Pictured above are items found at City Mill in Hawaii Kai:
» A beautiful acacia hardwood serving tray ($24) that reverses into a lap tray.
» Bright, flexible and funky "large locker take-out boxes" ($12.99).
» Heat Beater multicolored silicon squares serve as hotpads, handle grips or potholders, guaranteed safe to temperatures up to 675 degrees ($4.99).
» The latest in citrus peelers ($2.49) and paper towel holders ($5.99).
» The smallest of a terrific selection of beechwood stackable organizer boxes, including cutlery caddies and utensil drawer trays (this 3-by-6 tray costs $3.95).
» Starter sets for your mesclun, lettuce and papaya salads -- prices and seed varieties vary.
Also available are such treasures as hand-woven willow baskets with washable liners and a $9.95 Sunbeam "Crock of Tools" -- nine sturdy whisks, ladles, turners, etc., in a white ceramic pot.
Memo holders.
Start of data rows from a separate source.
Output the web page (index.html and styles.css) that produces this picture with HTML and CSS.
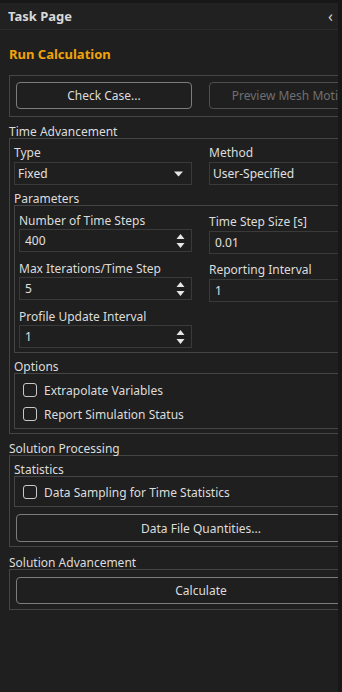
FILE: index.html
```html
<!DOCTYPE html>
<html lang="en">
<head>
	<meta charset="UTF-8">
	<title>Task Page</title>
	<link rel="stylesheet" href="styles.css">
</head>
<body>
	<div class="panel">
		<div class="main">
			<div class="header">
				<span class="header-title">Task Page</span>
				<span class="collapse">&lsaquo;</span>
			</div>
			<div class="content">
				<div class="page-title">Run Calculation</div>
				<div class="group btn-row">
					<button class="btn">Check Case...</button>
					<button class="btn" disabled>Preview Mesh Motion...</button>
				</div>

				<div class="caption">Time Advancement</div>
				<div class="group time">
					<div class="cols">
						<div class="field">
							<div class="label">Type</div>
							<div class="input select">Fixed
								<svg class="drop" width="9" height="6" viewBox="0 0 9 6"><path d="M0 0.5 H9 L4.5 5.5 Z" fill="#e6e6e6"/></svg>
							</div>
						</div>
						<div class="field">
							<div class="label">Method</div>
							<div class="input">User-Specified</div>
						</div>
					</div>

					<div class="caption sub">Parameters</div>
					<div class="group params">
						<div class="cols">
							<div class="field">
								<div class="label">Number of Time Steps</div>
								<div class="input spin">400
									<svg class="arrows" width="9" height="16" viewBox="0 0 9 16"><path d="M4.5 1 L8.5 6 H0.5 Z M0.5 10 H8.5 L4.5 15 Z" fill="#e6e6e6"/></svg>
								</div>
							</div>
							<div class="field right">
								<div class="label">Time Step Size [s]</div>
								<div class="input">0.01</div>
							</div>
							<div class="field">
								<div class="label">Max Iterations/Time Step</div>
								<div class="input spin">5
									<svg class="arrows" width="9" height="16" viewBox="0 0 9 16"><path d="M4.5 1 L8.5 6 H0.5 Z M0.5 10 H8.5 L4.5 15 Z" fill="#e6e6e6"/></svg>
								</div>
							</div>
							<div class="field right">
								<div class="label">Reporting Interval</div>
								<div class="input">1</div>
							</div>
							<div class="field">
								<div class="label">Profile Update Interval</div>
								<div class="input spin">1
									<svg class="arrows" width="9" height="16" viewBox="0 0 9 16"><path d="M4.5 1 L8.5 6 H0.5 Z M0.5 10 H8.5 L4.5 15 Z" fill="#e6e6e6"/></svg>
								</div>
							</div>
						</div>
					</div>

					<div class="caption sub">Options</div>
					<div class="group checks">
						<label class="check"><span class="box"></span>Extrapolate Variables</label>
						<label class="check"><span class="box"></span>Report Simulation Status</label>
					</div>
				</div>

				<div class="caption">Solution Processing</div>
				<div class="group processing">
					<div class="caption stat">Statistics</div>
					<div class="group checks one">
						<label class="check"><span class="box"></span>Data Sampling for Time Statistics</label>
					</div>
					<button class="btn wide">Data File Quantities...</button>
				</div>

				<div class="caption adv">Solution Advancement</div>
				<div class="group advance">
					<button class="btn wide">Calculate</button>
				</div>
			</div>
		</div>
		<div class="edge"></div>
	</div>
</body>
</html>
```
FILE: styles.css
```css
*{margin:0;padding:0;box-sizing:border-box;}
html,body{height:100%;}
body{background-color:#1f1f1f;color:#dcdcdc;font-family:"Noto Sans","Open Sans",sans-serif;font-size:12px;overflow:hidden;}

.panel{display:flex;height:100%;}
.main{width:338px;overflow:hidden;border-top:3px solid #171717;}
.edge{width:4px;background-color:#171717;}

/* header */
.header{height:27px;display:flex;align-items:center;justify-content:space-between;padding:0 5px 0 8px;border-bottom:1px solid #2b2b2b;background-color:#212121;}
.header-title{font-weight:bold;font-size:13px;color:#d8d8d8;}
.collapse{font-size:16px;color:#cfcfcf;line-height:1;}

.content{width:382px;padding:0 0 0 9px;box-sizing:content-box;}
.page-title{color:#f0a30a;font-weight:bold;font-size:13px;line-height:18px;margin:15px 0 0;height:30px;}

/* group boxes */
.group{border:1px solid #454545;}
.caption{height:16px;line-height:19px;margin-top:5px;}
.caption.adv{margin-top:6px;}

.btn-row{display:flex;gap:17px;padding:6px 0 7px 6px;}
.btn{height:27px;border:1px solid #7c7c7c;border-radius:4px;background-color:#1f1f1f;color:#dcdcdc;font-family:inherit;font-size:12px;}
.btn-row .btn{width:176px;flex:none;}
.btn[disabled]{color:#6f6f6f;border-color:#4f4f4f;}
.btn.wide{display:block;width:100%;}

.time{padding:5px 0 4px 4px;}
.cols{display:grid;grid-template-columns:178px 1fr;column-gap:17px;}
.label{height:16px;line-height:18px;margin-bottom:2px;}
.input{position:relative;height:23px;border:1px solid #3a3a3a;padding:0 3px;line-height:21px;color:#e0e0e0;}
.drop{position:absolute;right:8px;top:8px;}
.arrows{position:absolute;right:6px;top:3px;}

.time .caption.sub{margin-top:4px;}
.params{padding:5px 0 4px 4px;}
.params .cols{grid-template-columns:173px 1fr;}
.params .label{line-height:19px;}
.params .field{margin-bottom:7px;}
.params .field:last-child{margin-bottom:0;}
.params .input{padding:0 5px;}
.params .field.right{margin-top:1px;}
.params .field.right .label{margin-bottom:3px;}
.params .field.right .input{margin-bottom:-2px;}

/* checkboxes */
.checks{padding:8px 0 6px 8px;display:flex;flex-direction:column;gap:8px;}
.check{display:flex;align-items:center;height:16px;}
.box{width:14px;height:14px;border:1.5px solid #c8c8c8;border-radius:3px;margin-right:7px;}

.processing{padding:4px 4px 4px 4px;}
.caption.stat{margin-top:0;line-height:20px;}
.checks.one{padding:7px 0 6px 8px;}
.processing .btn.wide{margin:7px 0 0 2px;height:28px;width:calc(100% - 2px);}

.advance{padding:7px 4px 5px 6px;}
```
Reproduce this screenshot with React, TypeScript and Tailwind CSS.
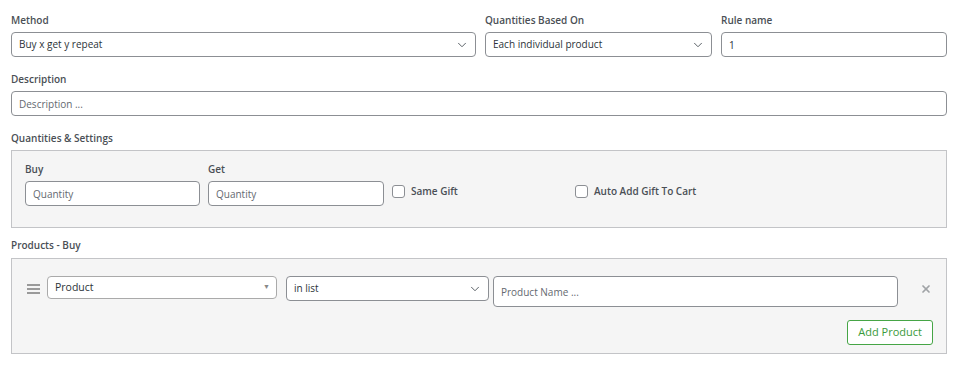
import { ChevronDown, X } from "lucide-react";

function Label({ children, className = "" }: { children: React.ReactNode; className?: string }) {
  return <div className={"text-[10px] leading-[15px] font-semibold text-[#4a4f55] " + className}>{children}</div>;
}

function Select({ value, className = "" }: { value: string; className?: string }) {
  return (
    <div className={"flex items-center justify-between h-[25px] bg-white border border-[#8c8f94] rounded-[4px] pl-[7px] pr-[6px] text-[10px] text-[#2c3338] " + className}>
      <span>{value}</span>
      <ChevronDown className="w-[14px] h-[14px] text-[#50575e]" strokeWidth={1.6} />
    </div>
  );
}

function Input({ placeholder, value, className = "" }: { placeholder?: string; value?: string; className?: string }) {
  return (
    <input
      readOnly
      value={value}
      placeholder={placeholder}
      className={"block h-[25px] bg-white border border-[#8c8f94] rounded-[4px] px-[7px] text-[10px] text-[#2c3338] placeholder:text-[#646970] outline-none " + className}
    />
  );
}

function Check({ label }: { label: string }) {
  return (
    <label className="flex items-center gap-[6px] mt-[3px]">
      <span className="w-[13px] h-[13px] border border-[#8c8f94] rounded-[3px] bg-white" />
      <span className="text-[10px] font-semibold text-[#4a4f55]">{label}</span>
    </label>
  );
}

export default function App() {
  return (
    <div className="w-[958px] h-[367px] bg-white px-[11px] pt-[13px] font-['Open_Sans',sans-serif]">
      {/* Top row */}
      <div className="flex gap-[9px]">
        <div className="w-[465px]">
          <Label className="mb-[4px]">Method</Label>
          <Select value="Buy x get y repeat" />
        </div>
        <div className="w-[227px]">
          <Label className="mb-[4px]">Quantities Based On</Label>
          <Select value="Each individual product" />
        </div>
        <div className="flex-1">
          <Label className="mb-[4px]">Rule name</Label>
          <Input value="1" className="w-full" />
        </div>
      </div>

      <Label className="mt-[15px] mb-[4px]">Description</Label>
      <Input placeholder="Description ..." className="w-full" />

      <Label className="mt-[15px] mb-[4px]">Quantities &amp; Settings</Label>
      <div className="border border-[#c3c4c7] bg-[#f5f5f5] pl-[13px] pt-[11px] pb-[21px] flex items-start gap-[8px]">
        <div>
          <Label className="mb-[4px]">Buy</Label>
          <Input placeholder="Quantity" className="w-[175px]" />
        </div>
        <div>
          <Label className="mb-[4px]">Get</Label>
          <Input placeholder="Quantity" className="w-[176px]" />
        </div>
        <div className="flex items-center pt-[19px]">
          <div className="w-[183px]">
            <Check label="Same Gift" />
          </div>
          <Check label="Auto Add Gift To Cart" />
        </div>
      </div>

      <Label className="mt-[10px] mb-[5px]">Products - Buy</Label>
      <div className="border border-[#c3c4c7] bg-[#f5f5f5] pl-[15px] pr-[13px] pt-[17px] pb-[8px]">
        <div className="flex items-start">
          <div className="flex flex-col gap-[2px] w-[13px] mt-[8px] mr-[7px]">
            <span className="h-[2px] bg-[#9a9a9a]" />
            <span className="h-[2px] bg-[#9a9a9a]" />
            <span className="h-[2px] bg-[#9a9a9a]" />
          </div>
          <div className="flex items-center justify-between w-[230px] h-[23px] bg-white border border-[#aaa] rounded-[4px] pl-[7px] pr-[6px] text-[10.5px] text-[#2c3338]">
            <span>Product</span>
            <span className="text-[#888] text-[7px]">▼</span>
          </div>
          <Select value="in list" className="w-[203px] ml-[9px]" />
          <Input placeholder="Product Name ..." className="w-[405px] h-[31px] ml-[4px]" />
          <X className="w-[12px] h-[12px] text-[#a0a3a6] ml-[22px] mt-[7px]" strokeWidth={3.5} />
        </div>
        <div className="flex justify-end mt-[13px]">
          <button className="h-[25px] px-[10px] bg-white border border-[#46a546] rounded-[3px] text-[11px] text-[#3a9a3a]">
            Add Product
          </button>
        </div>
      </div>
    </div>
  );
}
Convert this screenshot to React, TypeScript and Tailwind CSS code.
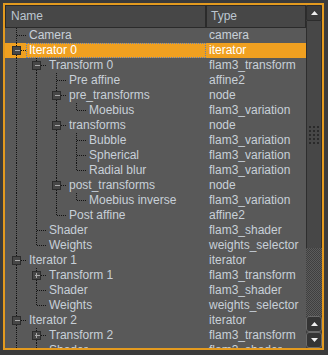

Stainless-steel stepcans. Shelf and drawer expanders, liners and organizers. Trendy wooden stemware racks ($16.99). A Tuna and Veggie Press and Strainer for squeezing the liquid out of small cans, $2.49.
Bamboo skewers. Jar openers. Funnels. Stove burners and shields. Folding wooden dish racks (a bargain at $12.99).
Cleaners, scrubbers, brushes, soap dishes and dispensers, dishwashing gloves. Everything for the kitchen but the kitchen sink.
Wait. This is a hardware store. Check the next aisle. You will find a selection of kitchen sinks.